The gutters are installed on the fascia boards of the roof. They collect runoff water from the roof to serve as stored water and prevent water from running along the house’s walls.

Gutters prevent;

  • Rotting wood along the house’s exterior wall
  • Flaking and peeling paint along the walls of the house 
  • Mildew growth on the affected side of the wall
  • Erosion at the foot of the house caused by runoff water

They are comprised of a few parts:

Gutter apron 

This is a sheet of metal installed on the rear side of gutters against the fascia to direct runoff water from the roof into the gutters.

Ventilation 

Because of the air space at the raised part of the roof, or attic space, a pitched roof has a variety of ventilation systems.

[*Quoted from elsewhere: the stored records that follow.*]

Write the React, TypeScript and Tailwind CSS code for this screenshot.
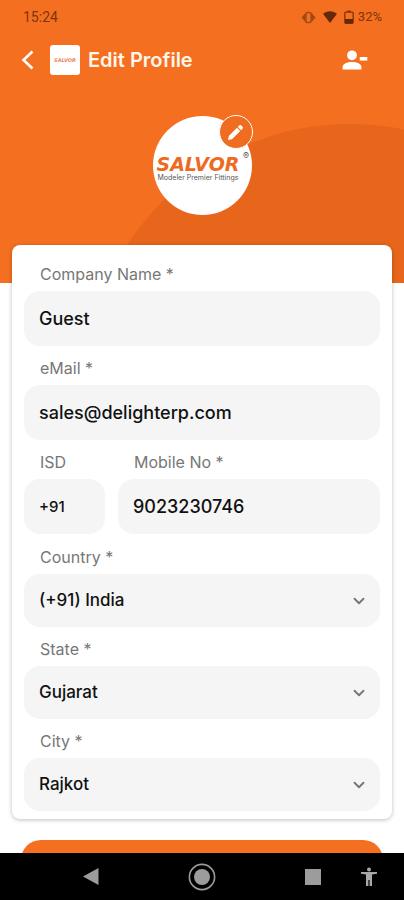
import React, { useState } from 'react';
import { ChevronDown } from 'lucide-react';

const inputClass = 'block w-full h-[55px] rounded-2xl bg-[#f5f5f5] px-[15px] text-lg font-medium text-[#111111] outline-none';

function Label({ htmlFor, children }: { htmlFor: string; children: React.ReactNode }) {
  return (
    <label htmlFor={htmlFor} className="flex h-[39px] items-center pt-1 pl-4 text-base text-[#777777]">
      {children}
    </label>
  );
}

function SelectField({ id, label, value }: { id: string; label: string; value: string }) {
  return (
    <div>
      <Label htmlFor={id}>{label}</Label>
      <div className="relative">
        <select id={id} defaultValue={value} className="block h-[53px] w-full appearance-none rounded-2xl bg-[#f5f5f5] px-[15px] text-[17px] font-medium text-[#111111] outline-none">
          <option value={value}>{value}</option>
        </select>
        <ChevronDown strokeWidth={2.5} className="pointer-events-none absolute top-[18px] right-3 h-[18px] w-[18px] text-[#777777]" />
      </div>
    </div>
  );
}

function StatusBar() {
  return (
    <div className="flex h-[34px] items-center justify-between pr-[22px] pl-[23px] font-['Roboto',sans-serif] text-[14px] text-[#7d3509]">
      <span>15:24</span>
      <div className="flex items-center gap-[7px]">
        <svg className="h-[13px] w-[15px]" viewBox="0 0 15 13" fill="none">
          <path d="M4 2.5 0.5 6.5l3.5 4zM11 2.5l3.5 4-3.5 4z" fill="#a04a12" />
          <rect x="4.8" y="1.5" width="5.4" height="10" rx="2" fill="#f46f20" stroke="#a04a12" strokeWidth="1.6" />
        </svg>
        <svg className="h-3 w-[14px]" viewBox="0 0 14 12">
          <path d="M0 2.8C4 -0.6 10 -0.6 14 2.8L7 12z" fill="#65290a" />
        </svg>
        <div className="flex items-center gap-1">
          <svg className="h-[14px] w-[10px]" viewBox="0 0 10 14" fill="none">
            <path d="M3.2 0.6h3.6v1.6H3.2z" fill="#7d3509" />
            <rect x="0.8" y="2.1" width="8.4" height="11.2" rx="1.2" stroke="#7d3509" strokeWidth="1.3" />
            <path d="M1 9h8v4.3H1z" fill="#65290a" />
          </svg>
          <span className="text-[13px]">32%</span>
        </div>
      </div>
    </div>
  );
}

export default function EditProfile() {
  const [company, setCompany] = useState('Guest');
  const [email, setEmail] = useState('sales@delighterp.com');
  const [isd, setIsd] = useState('+91');
  const [mobile, setMobile] = useState('9023230746');

  return (
    <div className="flex h-screen flex-col overflow-hidden bg-white font-['Inter',sans-serif]">
      <main className="min-h-0 flex-1 overflow-hidden">
        <header className="relative h-[283px] overflow-hidden bg-[#f46f20]">
          <div className="absolute top-[124px] -right-[212px] h-[532px] w-[532px] rounded-full bg-[#e7661c]" />
          <div className="relative">
            <StatusBar />

            <div className="flex h-[52px] items-center pr-9 pl-[21px]">
              <button type="button" aria-label="Back" className="mr-4">
                <svg className="h-5 w-[13px]" viewBox="0 0 13 20" fill="none" stroke="#ffffff" strokeWidth="2.6">
                  <path d="M11.5 1.5 2.5 10l9 8.5" />
                </svg>
              </button>
              <div className="flex h-[30px] w-[30px] items-center justify-center rounded-[3px] bg-white">
                <svg className="h-2 w-6" viewBox="0 0 96 32">
                  <text x="48" y="24" textAnchor="middle" fontFamily="DejaVu Sans, sans-serif" fontSize="20" fontWeight="700" fontStyle="italic" fill="#ee8358">SALVOR</text>
                </svg>
              </div>
              <h1 className="ml-2 text-xl font-semibold text-[#fff6ec]">Edit Profile</h1>
              <button type="button" aria-label="Remove profile" className="ml-auto">
                <svg className="h-5 w-[26px]" viewBox="0 0 26 20" fill="#ffffff">
                  <circle cx="10" cy="5.3" r="4.9" />
                  <path d="M0.6 19.4v-2.2C0.6 13.6 5.4 12 10 12s9.4 1.600 9.4 5.200v2.200z" />
                  <path d="M17.7 7h7.600v3.600h-7.600z" />
                </svg>
              </button>
            </div>

            <div className="relative mx-auto mt-[30px] h-[99px] w-[99px]">
              <div className="flex h-full w-full items-center justify-center rounded-full bg-white">
                <svg className="h-10 w-full" viewBox="0 0 99 40">
                  <text x="45" y="25" textAnchor="middle" fontFamily="DejaVu Sans, sans-serif" fontSize="19" fontWeight="700" fontStyle="italic" fill="#ee6a1f">SALVOR</text>
                  <text x="45" y="34" textAnchor="middle" fontFamily="Inter, sans-serif" fontSize="7" fill="#555555">Modeler Premier Fittings</text>
                  <text x="90" y="13" fontFamily="Inter, sans-serif" fontSize="9" fill="#555555">®</text>
                </svg>
              </div>
              <button type="button" aria-label="Change photo" className="absolute -top-px -right-px flex h-[34px] w-[34px] items-center justify-center rounded-full border border-white bg-[#f06c20]">
                <svg className="h-[17px] w-[17px]" viewBox="0 0 17 17" fill="#ffffff">
                  <path d="M1 16l0.8-4 8.200-8.200 3.200 3.200-8.200 8.200zM10.800 3l1.700-1.700c0.500-0.500 1-0.500 1.500 0l1.700 1.700c0.500 0.500 0.500 1 0 1.500l-1.700 1.700z" />
                </svg>
              </button>
            </div>
          </div>
        </header>

        <form onSubmit={(e) => e.preventDefault()}>
          <div className="relative mx-3 -mt-[38px] rounded-lg bg-white px-3 pt-[7px] pb-2 shadow-[0_1px_4px_rgba(0,0,0,0.25)]">
            <Label htmlFor="company">Company Name *</Label>
            <input id="company" type="text" value={company} onChange={(e) => setCompany(e.target.value)} className={inputClass} />

            <Label htmlFor="email">eMail *</Label>
            <input id="email" type="email" value={email} onChange={(e) => setEmail(e.target.value)} className={inputClass} />

            <div className="flex gap-[13px]">
              <div className="w-[81px] shrink-0">
                <Label htmlFor="isd">ISD</Label>
                <input id="isd" type="text" value={isd} onChange={(e) => setIsd(e.target.value)} className="block h-[55px] w-full rounded-2xl bg-[#f5f5f5] px-[15px] text-[15px] font-medium text-[#111111] outline-none" />
              </div>
              <div className="min-w-0 flex-1">
                <Label htmlFor="mobile">Mobile No *</Label>
                <input id="mobile" type="tel" value={mobile} onChange={(e) => setMobile(e.target.value)} className={inputClass} />
              </div>
            </div>

            <div className="pt-px">
              <SelectField id="country" label="Country *" value="(+91) India" />
              <SelectField id="state" label="State *" value="Gujarat" />
              <SelectField id="city" label="City *" value="Rajkot" />
            </div>
          </div>

          <div className="px-[21px] pt-[21px]">
            <button type="submit" aria-label="Save" className="block h-14 w-full rounded-[20px] bg-[#f46f20]" />
          </div>
        </form>
      </main>

      <nav className="grid h-[47px] shrink-0 grid-cols-6 bg-black pr-[7px] pl-[63px]">
        <button type="button" aria-label="Back" className="col-start-1 flex items-center justify-center">
          <svg className="h-[17px] w-4" viewBox="0 0 16 17" fill="#9c9c9c"><path d="M0 8.5 15.5 0v17z" /></svg>
        </button>
        <button type="button" aria-label="Home" className="col-start-3 flex items-center justify-center">
          <svg className="h-7 w-7" viewBox="0 0 28 28">
            <circle cx="14" cy="14" r="12.6" fill="none" stroke="#9c9c9c" strokeWidth="1.6" />
            <circle cx="14" cy="14" r="8" fill="#9c9c9c" />
          </svg>
        </button>
        <button type="button" aria-label="Recent apps" className="col-start-5 flex items-center justify-center">
          <span className="h-4 w-4 bg-[#9c9c9c]" />
        </button>
        <button type="button" aria-label="Accessibility" className="col-start-6 flex items-center justify-center">
          <svg className="h-5 w-4" viewBox="0 0 16 20" fill="#a8a8a8">
            <circle cx="8" cy="2.4" r="2" />
            <path d="M0 5h16v1.8l-5 0.700V19H8.600v-6H7.400v6H5V7.500l-5-0.700z" />
          </svg>
        </button>
      </nav>
    </div>
  );
}
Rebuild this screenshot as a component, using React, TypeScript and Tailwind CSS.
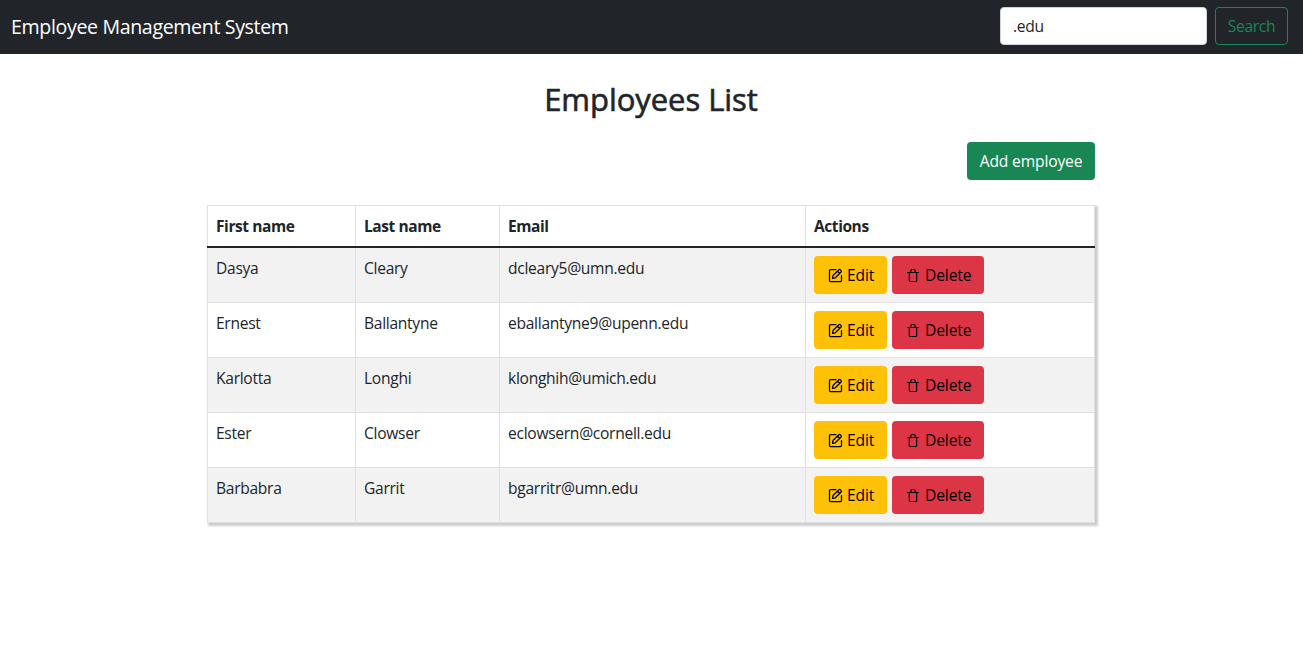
import React from "react";

type Employee = { first: string; last: string; email: string };

const employees: Employee[] = [
  { first: "Dasya", last: "Cleary", email: "dcleary5@umn.edu" },
  { first: "Ernest", last: "Ballantyne", email: "eballantyne9@upenn.edu" },
  { first: "Karlotta", last: "Longhi", email: "klonghih@umich.edu" },
  { first: "Ester", last: "Clowser", email: "eclowsern@cornell.edu" },
  { first: "Barbabra", last: "Garrit", email: "bgarritr@umn.edu" },
];

function EditIcon() {
  return (
    <svg
      className="size-4 shrink-0"
      viewBox="0 0 16 16"
      fill="none"
      stroke="currentColor"
      strokeWidth="1.25"
      strokeLinejoin="round"
      strokeLinecap="round"
    >
      <path d="M9 2.5H3.5a1 1 0 0 0-1 1v10a1 1 0 0 0 1 1h10a1 1 0 0 0 1-1V8.5" />
      <path d="M5.5 11.3l.5-2.8 5.9-5.7a1 1 0 0 1 1.4 0l.8.8a1 1 0 0 1 0 1.4L8.3 10.8zM10.6 4.2l2.1 2.1" />
    </svg>
  );
}

function TrashIcon() {
  return (
    <svg
      className="size-4 shrink-0"
      viewBox="0 0 16 16"
      fill="none"
      stroke="currentColor"
      strokeWidth="1.15"
      strokeLinejoin="round"
      strokeLinecap="round"
    >
      <path d="M2.6 5.5h10.8" />
      <path d="M4.3 5.7v7.8c0 .6.4 1 1 1h5.4c.6 0 1-.4 1-1V5.7M5.9 5.3V3.7c0-.7.5-1.2 1.2-1.2h1.8c.7 0 1.2.5 1.2 1.2v1.6" />
    </svg>
  );
}

export default function App() {
  return (
    <div className="min-h-screen bg-white font-['Open_Sans','Noto_Sans',sans-serif] text-[15.6px] leading-6 tracking-[-0.29px] text-[#212529]">
      <nav className="flex h-[54px] items-start justify-between bg-[#212529] pt-[7px] pr-[15px] pl-[11px]">
        <span className="pt-[5px] text-[19.6px] leading-[30px] tracking-[-0.36px] text-white">
          Employee Management System
        </span>
        <form className="flex gap-2" onSubmit={(e) => e.preventDefault()}>
          <input
            className="h-[38px] w-[207px] rounded border border-[#ced4da] bg-white px-3 text-[15.6px] tracking-[-0.3px] outline-none"
            defaultValue=".edu"
          />
          <button className="flex h-[38px] w-[73px] items-center justify-center rounded border border-[#198754] text-[#198754]">
            Search
          </button>
        </form>
      </nav>
      <main className="ml-[207px] w-[888px]">
        <h2 className="pt-[26px] text-center text-[31px] leading-[38px] font-medium tracking-[-0.05px] [-webkit-text-stroke:0.6px_#212529]">
          Employees List
        </h2>
        <div className="mt-6 flex justify-end">
          <button className="flex h-[38px] w-32 items-center justify-center rounded bg-[#198754] tracking-[-0.15px] text-white">
            Add employee
          </button>
        </div>
        <div className="mt-[25px] border-t border-l border-[#dee2e6] shadow-[2px_2px_2px_1px_rgba(0,0,0,0.2)]">
          <div className="-ml-px grid h-[42px] grid-cols-[149px_144px_306px_289px] border-b-2 border-[#212529] text-[15.5px] font-bold tracking-[-0.42px]">
            {["First name", "Last name", "Email", "Actions"].map((h) => (
              <div key={h} className="border-r border-[#dee2e6] px-2 pt-2 leading-6 first:border-l">
                {h}
              </div>
            ))}
          </div>
          {employees.map((e) => (
            <div
              key={e.email}
              className="grid h-[55px] grid-cols-[148px_144px_306px_289px] odd:bg-white even:bg-[#f2f2f2]"
            >
              {[e.first, e.last, e.email].map((t) => (
                <div key={t} className="border-r border-b border-[#dee2e6] px-2 pt-2 leading-6">
                  {t}
                </div>
              ))}
              <div className="flex gap-[5px] border-r border-b border-[#dee2e6] px-2 pt-2 tracking-[-0.1px] text-black">
                <button className="flex h-[38px] w-[73px] items-center gap-1 rounded bg-[#ffc107] pl-[13px]">
                  <EditIcon />
                  <span>Edit</span>
                </button>
                <button className="flex h-[38px] w-[92px] items-center gap-1 rounded bg-[#dc3545] pl-[13px]">
                  <TrashIcon />
                  <span>Delete</span>
                </button>
              </div>
            </div>
          ))}
        </div>
      </main>
    </div>
  );
}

Air is a poor conductor of heat, and thus hot air may be trapped in the attic, necessitating the use of various options to release the air.

Some of them include;

Ridge vent 

This is a venting system installed on the ridge of a roof to allow air from the attic or space in the raised roof to escape.  

Turtle vent 

This is a ventilation system installed on the top slope of a roof to allow trapped air in the attic to escape. It is also known as a box vent.